** Task details **
Output only the count of lines that contain "this".

◆ ◆ ◆ ◆ ◆ ◆ ◆

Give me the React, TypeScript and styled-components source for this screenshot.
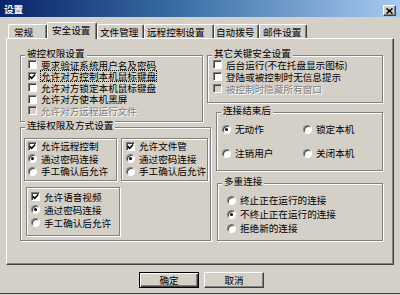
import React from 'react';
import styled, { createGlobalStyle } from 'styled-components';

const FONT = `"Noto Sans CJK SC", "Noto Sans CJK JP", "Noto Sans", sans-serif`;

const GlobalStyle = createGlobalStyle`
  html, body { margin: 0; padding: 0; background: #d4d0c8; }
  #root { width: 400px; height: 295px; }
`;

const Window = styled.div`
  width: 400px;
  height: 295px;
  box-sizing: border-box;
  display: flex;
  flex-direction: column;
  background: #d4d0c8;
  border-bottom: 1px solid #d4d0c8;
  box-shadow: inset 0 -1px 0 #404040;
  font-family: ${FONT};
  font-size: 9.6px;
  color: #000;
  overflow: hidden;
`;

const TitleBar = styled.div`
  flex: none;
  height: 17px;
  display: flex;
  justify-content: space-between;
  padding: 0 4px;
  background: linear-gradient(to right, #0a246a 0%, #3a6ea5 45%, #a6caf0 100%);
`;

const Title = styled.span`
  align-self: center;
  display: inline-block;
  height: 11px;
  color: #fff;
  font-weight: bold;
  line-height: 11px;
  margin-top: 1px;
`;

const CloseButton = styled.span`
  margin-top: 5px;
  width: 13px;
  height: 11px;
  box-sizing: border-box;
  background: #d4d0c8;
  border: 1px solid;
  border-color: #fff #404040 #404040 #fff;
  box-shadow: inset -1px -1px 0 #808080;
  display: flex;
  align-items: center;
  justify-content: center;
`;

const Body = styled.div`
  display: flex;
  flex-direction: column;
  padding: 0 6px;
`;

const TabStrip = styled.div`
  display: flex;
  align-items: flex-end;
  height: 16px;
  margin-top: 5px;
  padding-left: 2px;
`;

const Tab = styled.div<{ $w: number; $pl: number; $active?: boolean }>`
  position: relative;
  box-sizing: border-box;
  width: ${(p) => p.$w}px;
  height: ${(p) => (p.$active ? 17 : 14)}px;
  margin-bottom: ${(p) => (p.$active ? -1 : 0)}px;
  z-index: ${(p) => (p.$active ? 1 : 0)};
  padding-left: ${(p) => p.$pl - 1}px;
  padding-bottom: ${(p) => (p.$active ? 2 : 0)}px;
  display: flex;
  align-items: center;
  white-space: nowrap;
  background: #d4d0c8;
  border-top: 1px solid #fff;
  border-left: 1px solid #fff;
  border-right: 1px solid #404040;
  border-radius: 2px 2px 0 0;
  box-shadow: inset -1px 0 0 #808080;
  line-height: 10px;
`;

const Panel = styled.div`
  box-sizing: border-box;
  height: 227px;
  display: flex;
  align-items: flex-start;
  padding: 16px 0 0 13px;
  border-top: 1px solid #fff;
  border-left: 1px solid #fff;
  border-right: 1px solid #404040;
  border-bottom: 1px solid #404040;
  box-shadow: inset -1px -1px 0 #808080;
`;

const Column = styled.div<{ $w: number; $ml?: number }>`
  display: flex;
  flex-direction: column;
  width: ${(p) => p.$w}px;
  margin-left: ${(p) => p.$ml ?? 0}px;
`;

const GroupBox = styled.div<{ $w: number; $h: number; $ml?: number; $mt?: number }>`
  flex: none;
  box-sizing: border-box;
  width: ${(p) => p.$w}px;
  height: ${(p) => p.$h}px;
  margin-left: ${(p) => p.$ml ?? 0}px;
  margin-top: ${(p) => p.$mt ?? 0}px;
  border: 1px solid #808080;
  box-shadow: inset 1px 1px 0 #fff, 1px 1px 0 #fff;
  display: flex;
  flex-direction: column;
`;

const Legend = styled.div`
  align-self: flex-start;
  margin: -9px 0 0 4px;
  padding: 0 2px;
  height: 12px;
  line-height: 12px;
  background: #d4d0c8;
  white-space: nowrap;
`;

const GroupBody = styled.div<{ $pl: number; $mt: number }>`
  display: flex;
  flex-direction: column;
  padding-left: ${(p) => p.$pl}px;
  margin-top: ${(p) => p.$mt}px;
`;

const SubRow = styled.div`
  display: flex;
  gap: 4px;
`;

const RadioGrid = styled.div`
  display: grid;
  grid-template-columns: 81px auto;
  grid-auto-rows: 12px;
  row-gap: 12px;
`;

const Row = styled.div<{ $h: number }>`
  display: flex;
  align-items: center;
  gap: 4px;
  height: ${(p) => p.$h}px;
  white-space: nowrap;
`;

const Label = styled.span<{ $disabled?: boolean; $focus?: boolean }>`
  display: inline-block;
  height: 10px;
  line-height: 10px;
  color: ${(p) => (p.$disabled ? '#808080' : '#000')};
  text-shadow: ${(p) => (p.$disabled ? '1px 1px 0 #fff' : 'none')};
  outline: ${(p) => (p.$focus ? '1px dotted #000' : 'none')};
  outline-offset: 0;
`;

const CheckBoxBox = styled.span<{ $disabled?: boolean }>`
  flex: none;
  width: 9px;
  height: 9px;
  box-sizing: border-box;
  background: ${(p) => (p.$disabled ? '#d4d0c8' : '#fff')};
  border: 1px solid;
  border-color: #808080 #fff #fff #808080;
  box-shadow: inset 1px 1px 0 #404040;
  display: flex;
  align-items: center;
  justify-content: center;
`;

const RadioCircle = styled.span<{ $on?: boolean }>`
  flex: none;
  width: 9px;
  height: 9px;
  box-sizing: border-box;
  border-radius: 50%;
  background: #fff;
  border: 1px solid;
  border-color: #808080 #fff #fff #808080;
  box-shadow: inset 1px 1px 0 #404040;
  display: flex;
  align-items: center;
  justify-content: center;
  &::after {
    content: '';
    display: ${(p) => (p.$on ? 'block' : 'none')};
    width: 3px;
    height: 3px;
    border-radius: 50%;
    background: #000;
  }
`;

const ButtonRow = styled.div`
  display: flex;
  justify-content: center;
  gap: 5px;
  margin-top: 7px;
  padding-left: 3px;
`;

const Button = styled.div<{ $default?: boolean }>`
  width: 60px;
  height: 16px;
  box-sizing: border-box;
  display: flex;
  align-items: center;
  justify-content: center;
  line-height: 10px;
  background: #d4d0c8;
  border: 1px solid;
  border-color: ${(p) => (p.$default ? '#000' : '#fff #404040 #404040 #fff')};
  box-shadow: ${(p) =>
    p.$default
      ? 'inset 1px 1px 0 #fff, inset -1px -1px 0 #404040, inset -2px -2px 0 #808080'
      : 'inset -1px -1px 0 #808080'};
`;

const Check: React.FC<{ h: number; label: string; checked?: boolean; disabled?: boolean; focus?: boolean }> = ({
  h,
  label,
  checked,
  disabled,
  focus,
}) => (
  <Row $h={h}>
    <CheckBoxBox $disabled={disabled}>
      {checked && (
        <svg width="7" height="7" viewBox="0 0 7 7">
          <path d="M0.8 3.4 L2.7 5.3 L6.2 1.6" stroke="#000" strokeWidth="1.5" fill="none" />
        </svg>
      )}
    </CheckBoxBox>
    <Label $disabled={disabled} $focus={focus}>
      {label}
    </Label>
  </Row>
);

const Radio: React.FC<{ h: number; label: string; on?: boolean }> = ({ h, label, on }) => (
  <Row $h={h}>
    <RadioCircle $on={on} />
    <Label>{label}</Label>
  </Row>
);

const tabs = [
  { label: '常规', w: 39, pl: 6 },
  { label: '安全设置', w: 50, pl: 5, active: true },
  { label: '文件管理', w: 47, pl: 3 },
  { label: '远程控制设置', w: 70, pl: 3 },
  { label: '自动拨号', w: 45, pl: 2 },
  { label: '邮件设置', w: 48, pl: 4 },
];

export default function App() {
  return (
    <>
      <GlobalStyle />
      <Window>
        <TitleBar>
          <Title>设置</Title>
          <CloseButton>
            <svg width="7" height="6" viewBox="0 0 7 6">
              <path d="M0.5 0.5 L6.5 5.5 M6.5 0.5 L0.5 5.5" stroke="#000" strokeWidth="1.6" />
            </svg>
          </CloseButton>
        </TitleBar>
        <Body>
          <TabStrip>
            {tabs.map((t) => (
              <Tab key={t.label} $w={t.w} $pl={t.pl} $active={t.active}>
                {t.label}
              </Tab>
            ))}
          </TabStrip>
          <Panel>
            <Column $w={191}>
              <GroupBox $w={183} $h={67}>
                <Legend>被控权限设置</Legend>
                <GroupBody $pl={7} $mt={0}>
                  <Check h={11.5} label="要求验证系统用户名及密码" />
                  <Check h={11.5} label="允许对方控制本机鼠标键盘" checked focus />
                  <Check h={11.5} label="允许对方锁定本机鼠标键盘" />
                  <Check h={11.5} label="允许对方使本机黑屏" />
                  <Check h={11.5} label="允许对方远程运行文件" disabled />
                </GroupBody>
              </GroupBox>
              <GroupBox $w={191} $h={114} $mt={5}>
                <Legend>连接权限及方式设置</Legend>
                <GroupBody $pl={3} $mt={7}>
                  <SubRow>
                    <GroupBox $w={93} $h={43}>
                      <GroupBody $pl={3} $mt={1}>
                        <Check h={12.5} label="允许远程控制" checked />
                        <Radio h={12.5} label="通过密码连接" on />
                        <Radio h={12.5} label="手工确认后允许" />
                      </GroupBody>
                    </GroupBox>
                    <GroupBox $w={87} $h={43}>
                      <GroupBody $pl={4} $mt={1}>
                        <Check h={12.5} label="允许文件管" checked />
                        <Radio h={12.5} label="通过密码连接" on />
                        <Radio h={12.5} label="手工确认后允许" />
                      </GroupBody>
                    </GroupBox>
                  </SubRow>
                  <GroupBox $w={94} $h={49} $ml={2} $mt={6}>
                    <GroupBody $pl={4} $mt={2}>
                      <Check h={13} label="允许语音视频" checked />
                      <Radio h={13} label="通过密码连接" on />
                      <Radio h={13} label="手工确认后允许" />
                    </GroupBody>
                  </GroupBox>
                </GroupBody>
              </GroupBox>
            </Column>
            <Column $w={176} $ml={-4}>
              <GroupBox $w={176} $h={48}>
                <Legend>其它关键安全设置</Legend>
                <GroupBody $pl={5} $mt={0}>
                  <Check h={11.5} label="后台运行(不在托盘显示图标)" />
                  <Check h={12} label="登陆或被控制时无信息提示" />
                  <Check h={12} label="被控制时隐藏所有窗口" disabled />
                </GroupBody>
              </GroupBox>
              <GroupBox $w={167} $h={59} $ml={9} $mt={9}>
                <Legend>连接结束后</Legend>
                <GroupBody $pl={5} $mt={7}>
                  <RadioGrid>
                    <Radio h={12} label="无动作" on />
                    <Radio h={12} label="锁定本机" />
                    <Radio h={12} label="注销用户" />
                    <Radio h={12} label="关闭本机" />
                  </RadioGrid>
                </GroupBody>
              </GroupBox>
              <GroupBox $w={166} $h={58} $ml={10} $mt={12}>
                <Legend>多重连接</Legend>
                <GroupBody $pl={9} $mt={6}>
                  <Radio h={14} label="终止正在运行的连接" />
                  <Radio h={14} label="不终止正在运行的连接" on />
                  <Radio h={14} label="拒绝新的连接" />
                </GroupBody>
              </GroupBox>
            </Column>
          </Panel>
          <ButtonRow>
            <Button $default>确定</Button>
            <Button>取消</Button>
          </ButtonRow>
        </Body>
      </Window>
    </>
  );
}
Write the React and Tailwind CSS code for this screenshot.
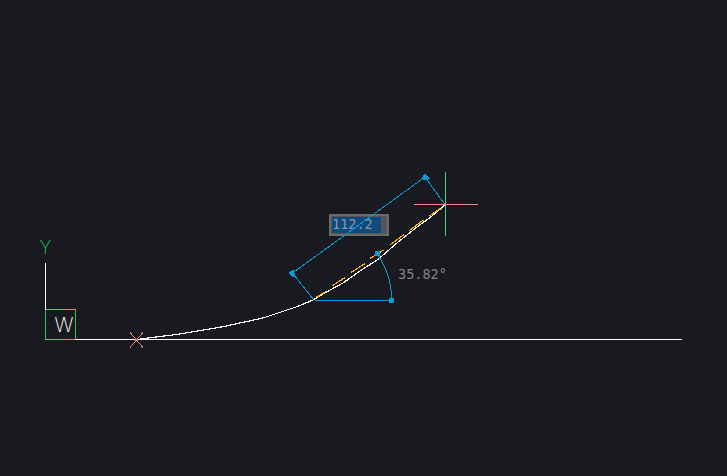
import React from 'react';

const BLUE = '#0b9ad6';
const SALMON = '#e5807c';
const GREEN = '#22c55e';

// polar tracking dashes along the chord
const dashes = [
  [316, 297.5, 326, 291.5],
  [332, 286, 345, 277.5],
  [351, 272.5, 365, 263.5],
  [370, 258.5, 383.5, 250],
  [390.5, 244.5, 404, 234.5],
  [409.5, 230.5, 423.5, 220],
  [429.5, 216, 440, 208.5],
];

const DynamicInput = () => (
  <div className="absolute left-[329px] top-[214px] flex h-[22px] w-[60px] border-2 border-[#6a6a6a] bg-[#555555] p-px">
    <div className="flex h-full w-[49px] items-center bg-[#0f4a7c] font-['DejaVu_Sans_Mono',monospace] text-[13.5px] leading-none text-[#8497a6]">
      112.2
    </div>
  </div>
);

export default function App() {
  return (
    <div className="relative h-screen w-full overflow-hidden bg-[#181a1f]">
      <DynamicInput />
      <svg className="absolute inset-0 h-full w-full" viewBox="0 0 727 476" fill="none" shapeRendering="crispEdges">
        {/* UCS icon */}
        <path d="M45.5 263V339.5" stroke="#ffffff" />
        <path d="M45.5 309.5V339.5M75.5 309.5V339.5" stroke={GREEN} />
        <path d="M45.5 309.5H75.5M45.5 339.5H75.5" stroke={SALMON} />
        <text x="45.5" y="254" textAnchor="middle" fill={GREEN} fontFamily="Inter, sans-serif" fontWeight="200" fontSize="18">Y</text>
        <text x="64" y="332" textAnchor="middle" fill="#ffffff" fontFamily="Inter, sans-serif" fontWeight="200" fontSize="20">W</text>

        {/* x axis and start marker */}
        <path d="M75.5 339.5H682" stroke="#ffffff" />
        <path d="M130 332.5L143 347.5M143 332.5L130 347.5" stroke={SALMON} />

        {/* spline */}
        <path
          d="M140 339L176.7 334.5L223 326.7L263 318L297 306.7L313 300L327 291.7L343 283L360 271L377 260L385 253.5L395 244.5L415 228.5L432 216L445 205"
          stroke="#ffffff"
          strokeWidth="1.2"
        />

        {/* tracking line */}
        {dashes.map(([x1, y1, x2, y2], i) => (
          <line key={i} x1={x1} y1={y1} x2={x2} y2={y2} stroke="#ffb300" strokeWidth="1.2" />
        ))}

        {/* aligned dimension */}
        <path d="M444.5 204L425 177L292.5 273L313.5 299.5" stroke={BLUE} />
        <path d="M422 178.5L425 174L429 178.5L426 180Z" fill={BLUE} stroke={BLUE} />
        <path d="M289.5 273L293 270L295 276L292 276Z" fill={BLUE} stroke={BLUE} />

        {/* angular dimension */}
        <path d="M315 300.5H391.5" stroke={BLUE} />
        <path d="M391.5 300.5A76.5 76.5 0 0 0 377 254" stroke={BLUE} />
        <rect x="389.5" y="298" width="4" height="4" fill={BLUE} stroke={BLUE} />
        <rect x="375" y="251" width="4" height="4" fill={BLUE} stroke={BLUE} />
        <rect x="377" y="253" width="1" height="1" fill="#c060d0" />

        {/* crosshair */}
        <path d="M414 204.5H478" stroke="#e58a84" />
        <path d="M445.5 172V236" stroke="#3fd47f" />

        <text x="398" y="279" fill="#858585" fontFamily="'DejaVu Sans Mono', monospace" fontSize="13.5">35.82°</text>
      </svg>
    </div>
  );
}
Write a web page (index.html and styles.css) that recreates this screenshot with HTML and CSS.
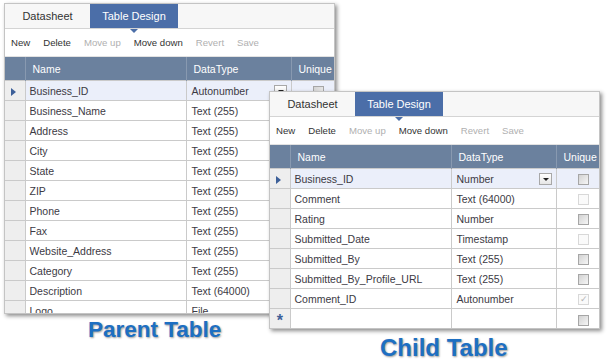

◆ ◆ ◆ ◆ ◆ ◆ ◆

** The answer **
3